___ Information supplied

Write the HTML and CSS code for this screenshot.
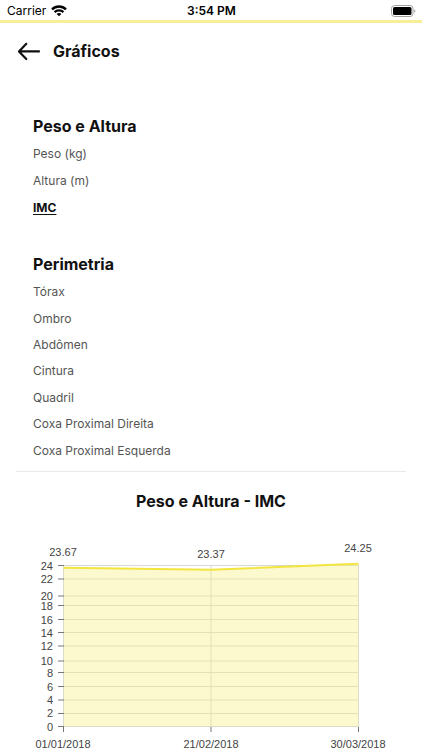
FILE: index.html
```html
<!DOCTYPE html>
<html lang="pt-BR">
<head>
<meta charset="utf-8">
<meta name="viewport" content="width=device-width, initial-scale=1">
<title>Gráficos</title>
<link rel="stylesheet" href="styles.css">
</head>
<body>
<div class="status">
  <div class="carrier">
    <span>Carrier</span>
    <svg width="16" height="12" viewBox="0 0 16 12" aria-hidden="true">
      <g fill="none" stroke="#000" stroke-width="2.3">
        <path d="M1 4.4C5 .5 11 .5 15 4.4"/>
        <path d="M3.6 7.1C6.1 4.7 9.9 4.7 12.4 7.1"/>
      </g>
      <path d="M5.6 8.9C7 7.7 9 7.7 10.4 8.9L8 11.3Z"/>
    </svg>
  </div>
  <span class="time">3:54 PM</span>
  <svg class="battery" width="25" height="12" viewBox="0 0 25 12" aria-hidden="true">
    <rect x=".5" y=".5" width="21.5" height="11" rx="3" fill="none" stroke="#a2a2a2"/>
    <rect x="2" y="2" width="18.5" height="8" rx="1.6"/>
    <path d="M23.2 4.2C24.8 4.6 24.8 7.4 23.2 7.8Z" fill="#a2a2a2"/>
  </svg>
</div>
<header class="header">
  <button class="back" type="button" aria-label="Voltar">
    <svg width="24" height="20" viewBox="0 0 24 20" fill="none" stroke="#111" stroke-width="2.2" stroke-linecap="round" stroke-linejoin="round" aria-hidden="true">
      <path d="M22 10.4H2.2M9.3 2.8L2 10.4L9.3 18"/>
    </svg>
  </button>
  <h1>Gráficos</h1>
</header>
<main>
  <nav class="menu" aria-label="Medidas">
    <section>
      <h2>Peso e Altura</h2>
      <ul class="list">
        <li><a href="#peso">Peso (kg)</a></li>
        <li><a href="#altura">Altura (m)</a></li>
        <li><a class="active" href="#grafico" aria-current="true">IMC</a></li>
      </ul>
    </section>
    <section>
      <h2>Perimetria</h2>
      <ul class="list list-long">
        <li><a href="#torax">Tórax</a></li>
        <li><a href="#ombro">Ombro</a></li>
        <li><a href="#abdomen">Abdômen</a></li>
        <li><a href="#cintura">Cintura</a></li>
        <li><a href="#quadril">Quadril</a></li>
        <li><a href="#coxa-direita">Coxa Proximal Direita</a></li>
        <li><a href="#coxa-esquerda">Coxa Proximal Esquerda</a></li>
      </ul>
    </section>
  </nav>
  <section class="report" id="grafico">
    <h2>Peso e Altura - IMC</h2>
    <svg class="chart" viewBox="0 0 422 230" role="img" aria-label="IMC por data">
      <g class="grid">
        <path d="M64 45.5H358M64 59H358M64 76H358M64 85.5H358M64 99.5H358M64 112.5H358M64 126H358M64 141H358M64 152.5H358M64 166.5H358M64 180H358M64 193.5H358M64 206.5H358"/>
        <path d="M63.5 45V207M211 45V207M358.5 45V207"/>
      </g>
      <path class="area" d="M63.5 48L211 50L358.5 44V206.5H63.5Z"/>
      <path class="line" d="M63.5 47.8L211 49.8L358.5 43.8"/>
      <path class="ticks" d="M58 45.5H64M58 59H64M58 76H64M58 85.5H64M58 99.5H64M58 112.5H64M58 126H64M58 141H64M58 152.5H64M58 166.5H64M58 180H64M58 193.5H64M58 206.5H64M63.5 207V212M211 207V212M358.5 207V212"/>
      <g class="y-labels">
        <text x="53" y="50">24</text>
        <text x="53" y="63">22</text>
        <text x="53" y="80">20</text>
        <text x="53" y="90">18</text>
        <text x="53" y="104">16</text>
        <text x="53" y="117">14</text>
        <text x="53" y="130">12</text>
        <text x="53" y="145">10</text>
        <text x="53" y="157">8</text>
        <text x="53" y="171">6</text>
        <text x="53" y="184">4</text>
        <text x="53" y="197">2</text>
        <text x="53" y="211">0</text>
      </g>
      <g class="x-labels">
        <text x="63" y="36">23.67</text>
        <text x="211" y="38">23.37</text>
        <text x="358" y="32">24.25</text>
        <text x="63" y="228">01/01/2018</text>
        <text x="211" y="228">21/02/2018</text>
        <text x="358" y="228">30/03/2018</text>
      </g>
    </svg>
  </section>
</main>
</body>
</html>
```
FILE: styles.css
```css
* {
  box-sizing: border-box;
}

body {
  margin: 0;
  background: #fff;
  color: #111;
  font-family: Inter, "Liberation Sans", sans-serif;
}

h1,
h2,
ul {
  margin: 0;
  padding: 0;
}

h1,
h2 {
  font-size: 16px;
  font-weight: 700;
  line-height: 24px;
}

.status {
  display: grid;
  grid-template-columns: 1fr auto 1fr;
  align-items: center;
  padding: 1px 6px 0 7px;
  border-bottom: 3px solid #f8ee9a;
  color: #000;
  font-size: 12px;
  line-height: 19px;
}

.carrier {
  display: flex;
  align-items: center;
  gap: 5px;
}

.time {
  font-weight: 600;
}

.battery {
  justify-self: end;
}

.header {
  display: flex;
  align-items: center;
  gap: 12px;
  height: 56px;
  padding: 0 17px;
}

.back {
  display: flex;
  padding: 0;
  border: 0;
  background: none;
  cursor: pointer;
}

.menu {
  display: flex;
  flex-direction: column;
  gap: 31px;
  margin: 0 16px;
  padding: 35px 17px 7px;
  border-bottom: 1px solid #eaeaea;
}

.list {
  display: grid;
  grid-auto-rows: 1fr;
  align-items: center;
  min-height: 80px;
  margin-top: 3px;
  list-style: none;
  font-size: 12px;
  line-height: 20px;
}

.list-long {
  min-height: 185px;
}

.list a {
  color: #555;
  text-decoration: none;
}

.list .active {
  color: #111;
  font-weight: 700;
  text-decoration: underline;
  text-underline-offset: 2px;
}

.report {
  padding-top: 17px;
  text-align: center;
}

.chart {
  display: block;
  width: 100%;
  margin-top: 7px;
  font-family: "Liberation Sans", Arial, sans-serif;
  font-size: 11px;
  fill: #444;
}

.grid {
  fill: none;
  stroke: #d8d8d8;
}

.area {
  fill: #fbf086;
  fill-opacity: 0.4;
}

.line {
  fill: none;
  stroke: #f2e53f;
  stroke-width: 2;
}

.ticks {
  fill: none;
  stroke: #777;
}

.y-labels {
  text-anchor: end;
}

.x-labels {
  text-anchor: middle;
}
```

______

■ Do this ■
Without including any pictures, print all of the material exactly as given.

■ Task output ■
Write the HTML and CSS code for this screenshot.
FILE: index.html
```html
<!DOCTYPE html>
<html lang="pt-BR">
<head>
<meta charset="utf-8">
<meta name="viewport" content="width=device-width, initial-scale=1">
<title>Gráficos</title>
<link rel="stylesheet" href="styles.css">
</head>
<body>
<div class="status">
  <div class="carrier">
    <span>Carrier</span>
    <svg width="16" height="12" viewBox="0 0 16 12" aria-hidden="true">
      <g fill="none" stroke="#000" stroke-width="2.3">
        <path d="M1 4.4C5 .5 11 .5 15 4.4"/>
        <path d="M3.6 7.1C6.1 4.7 9.9 4.7 12.4 7.1"/>
      </g>
      <path d="M5.6 8.9C7 7.7 9 7.7 10.4 8.9L8 11.3Z"/>
    </svg>
  </div>
  <span class="time">3:54 PM</span>
  <svg class="battery" width="25" height="12" viewBox="0 0 25 12" aria-hidden="true">
    <rect x=".5" y=".5" width="21.5" height="11" rx="3" fill="none" stroke="#a2a2a2"/>
    <rect x="2" y="2" width="18.5" height="8" rx="1.6"/>
    <path d="M23.2 4.2C24.8 4.6 24.8 7.4 23.2 7.8Z" fill="#a2a2a2"/>
  </svg>
</div>
<header class="header">
  <button class="back" type="button" aria-label="Voltar">
    <svg width="24" height="20" viewBox="0 0 24 20" fill="none" stroke="#111" stroke-width="2.2" stroke-linecap="round" stroke-linejoin="round" aria-hidden="true">
      <path d="M22 10.4H2.2M9.3 2.8L2 10.4L9.3 18"/>
    </svg>
  </button>
  <h1>Gráficos</h1>
</header>
<main>
  <nav class="menu" aria-label="Medidas">
    <section>
      <h2>Peso e Altura</h2>
      <ul class="list">
        <li><a href="#peso">Peso (kg)</a></li>
        <li><a href="#altura">Altura (m)</a></li>
        <li><a class="active" href="#grafico" aria-current="true">IMC</a></li>
      </ul>
    </section>
    <section>
      <h2>Perimetria</h2>
      <ul class="list list-long">
        <li><a href="#torax">Tórax</a></li>
        <li><a href="#ombro">Ombro</a></li>
        <li><a href="#abdomen">Abdômen</a></li>
        <li><a href="#cintura">Cintura</a></li>
        <li><a href="#quadril">Quadril</a></li>
        <li><a href="#coxa-direita">Coxa Proximal Direita</a></li>
        <li><a href="#coxa-esquerda">Coxa Proximal Esquerda</a></li>
      </ul>
    </section>
  </nav>
  <section class="report" id="grafico">
    <h2>Peso e Altura - IMC</h2>
    <svg class="chart" viewBox="0 0 422 230" role="img" aria-label="IMC por data">
      <g class="grid">
        <path d="M64 45.5H358M64 59H358M64 76H358M64 85.5H358M64 99.5H358M64 112.5H358M64 126H358M64 141H358M64 152.5H358M64 166.5H358M64 180H358M64 193.5H358M64 206.5H358"/>
        <path d="M63.5 45V207M211 45V207M358.5 45V207"/>
      </g>
      <path class="area" d="M63.5 48L211 50L358.5 44V206.5H63.5Z"/>
      <path class="line" d="M63.5 47.8L211 49.8L358.5 43.8"/>
      <path class="ticks" d="M58 45.5H64M58 59H64M58 76H64M58 85.5H64M58 99.5H64M58 112.5H64M58 126H64M58 141H64M58 152.5H64M58 166.5H64M58 180H64M58 193.5H64M58 206.5H64M63.5 207V212M211 207V212M358.5 207V212"/>
      <g class="y-labels">
        <text x="53" y="50">24</text>
        <text x="53" y="63">22</text>
        <text x="53" y="80">20</text>
        <text x="53" y="90">18</text>
        <text x="53" y="104">16</text>
        <text x="53" y="117">14</text>
        <text x="53" y="130">12</text>
        <text x="53" y="145">10</text>
        <text x="53" y="157">8</text>
        <text x="53" y="171">6</text>
        <text x="53" y="184">4</text>
        <text x="53" y="197">2</text>
        <text x="53" y="211">0</text>
      </g>
      <g class="x-labels">
        <text x="63" y="36">23.67</text>
        <text x="211" y="38">23.37</text>
        <text x="358" y="32">24.25</text>
        <text x="63" y="228">01/01/2018</text>
        <text x="211" y="228">21/02/2018</text>
        <text x="358" y="228">30/03/2018</text>
      </g>
    </svg>
  </section>
</main>
</body>
</html>
```
FILE: styles.css
```css
* {
  box-sizing: border-box;
}

body {
  margin: 0;
  background: #fff;
  color: #111;
  font-family: Inter, "Liberation Sans", sans-serif;
}

h1,
h2,
ul {
  margin: 0;
  padding: 0;
}

h1,
h2 {
  font-size: 16px;
  font-weight: 700;
  line-height: 24px;
}

.status {
  display: grid;
  grid-template-columns: 1fr auto 1fr;
  align-items: center;
  padding: 1px 6px 0 7px;
  border-bottom: 3px solid #f8ee9a;
  color: #000;
  font-size: 12px;
  line-height: 19px;
}

.carrier {
  display: flex;
  align-items: center;
  gap: 5px;
}

.time {
  font-weight: 600;
}

.battery {
  justify-self: end;
}

.header {
  display: flex;
  align-items: center;
  gap: 12px;
  height: 56px;
  padding: 0 17px;
}

.back {
  display: flex;
  padding: 0;
  border: 0;
  background: none;
  cursor: pointer;
}

.menu {
  display: flex;
  flex-direction: column;
  gap: 31px;
  margin: 0 16px;
  padding: 35px 17px 7px;
  border-bottom: 1px solid #eaeaea;
}

.list {
  display: grid;
  grid-auto-rows: 1fr;
  align-items: center;
  min-height: 80px;
  margin-top: 3px;
  list-style: none;
  font-size: 12px;
  line-height: 20px;
}

.list-long {
  min-height: 185px;
}

.list a {
  color: #555;
  text-decoration: none;
}

.list .active {
  color: #111;
  font-weight: 700;
  text-decoration: underline;
  text-underline-offset: 2px;
}

.report {
  padding-top: 17px;
  text-align: center;
}

.chart {
  display: block;
  width: 100%;
  margin-top: 7px;
  font-family: "Liberation Sans", Arial, sans-serif;
  font-size: 11px;
  fill: #444;
}

.grid {
  fill: none;
  stroke: #d8d8d8;
}

.area {
  fill: #fbf086;
  fill-opacity: 0.4;
}

.line {
  fill: none;
  stroke: #f2e53f;
  stroke-width: 2;
}

.ticks {
  fill: none;
  stroke: #777;
}

.y-labels {
  text-anchor: end;
}

.x-labels {
  text-anchor: middle;
}
```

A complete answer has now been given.